Em janeiro de 1985, na véspera da visita do Papa João Paulo II a Lima, eu o encontrei na “torre” de Rimac, escrevendo uma série de artigos ligados a esse importante evento eclesial. Enquanto conversávamos, Gutiérrez tentava desembaraçar um longo fio de telefone, que mais parecia uma bola de lã na boca de um gato brincalhão. Ele sempre mantém as mãos ocupadas quando está nervoso, seja torcendo um elástico ou brincando com uma caneta esferográfica. E naquele momento tinha razões mais que suficientes para estar tenso, pois o cardeal Ratzinger anunciara, para setembro, uma resposta à defesa que Leonardo Boff havia feito de seu livro Igreja, Carisma e Poder, contra as críticas de Roma. O Natal tinha passado e a Cúria ainda permanecia em silêncio. A segunda “Instrução” sobre a teologia da libertação, baseada numa consulta aos bispos da América Latina, prometida para novembro ou dezembro, também não tinha aparecido.

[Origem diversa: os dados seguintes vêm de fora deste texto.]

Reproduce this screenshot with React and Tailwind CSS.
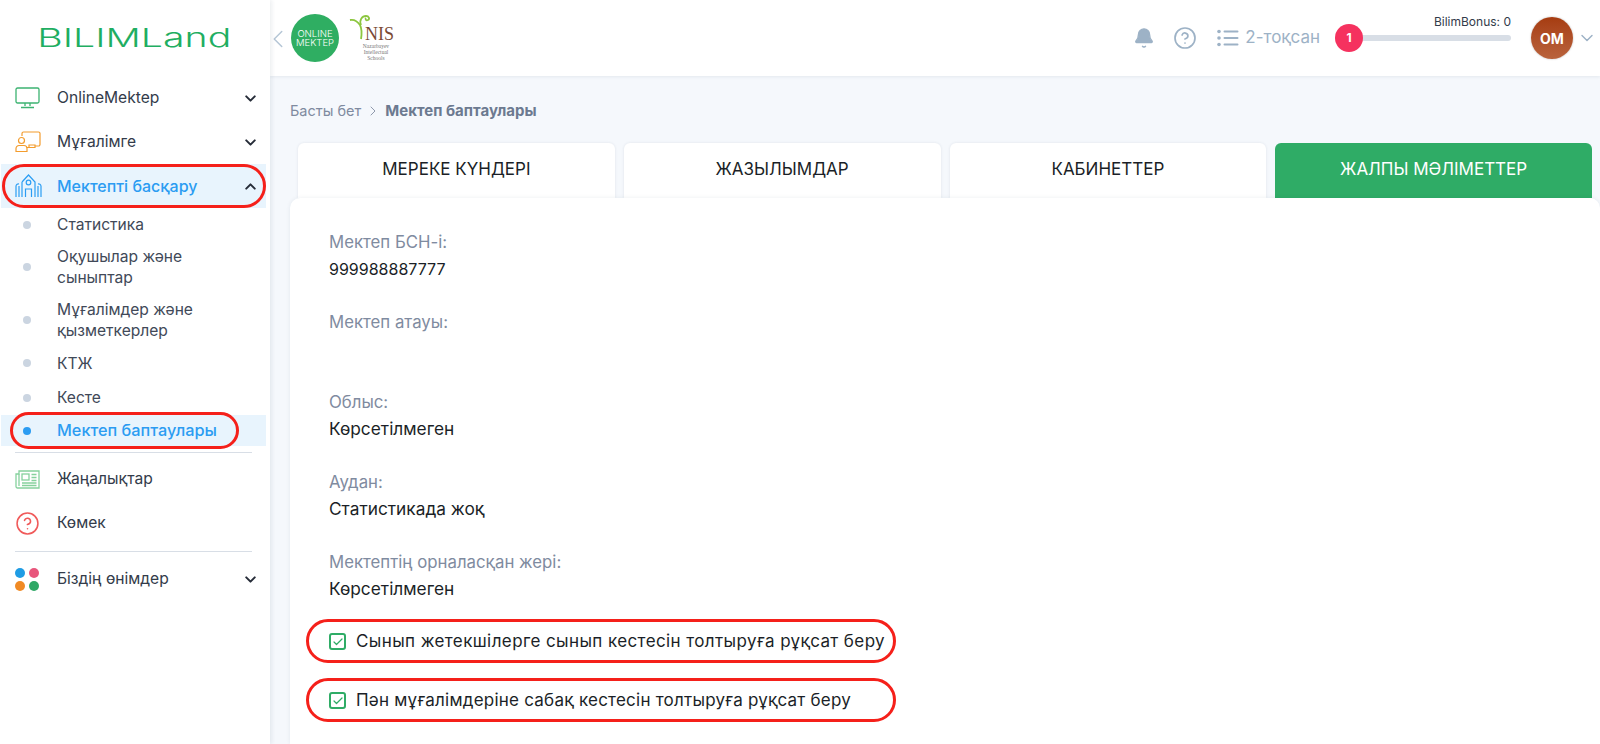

Talvez tivesse sido decidido que o papa deveria fazer uma declaração mais oficial sobre a teologia da libertação no local. Nada poderia ser mais oportuno que um pronunciamento durante uma visita à terra natal do pai da teologia da libertação. Gutiérrez temia que o papa dissesse algo que pudesse ser interpretado como uma condenação à sua teologia. Seria desastroso. Apesar disso, estava pronto a deixar a “torre” que o protegia do assédio da imprensa e aparecer no encontro do papa com sacerdotes e leigos na praça. Mais uma vez parecia certo de que, devido às suas raízes indígenas, como pessoa capaz de caminhar à noite na floresta sem despertar a natureza de seu sono, sua presença seria discreta como a garoa que cobre os telhados de Lima antes do amanhecer.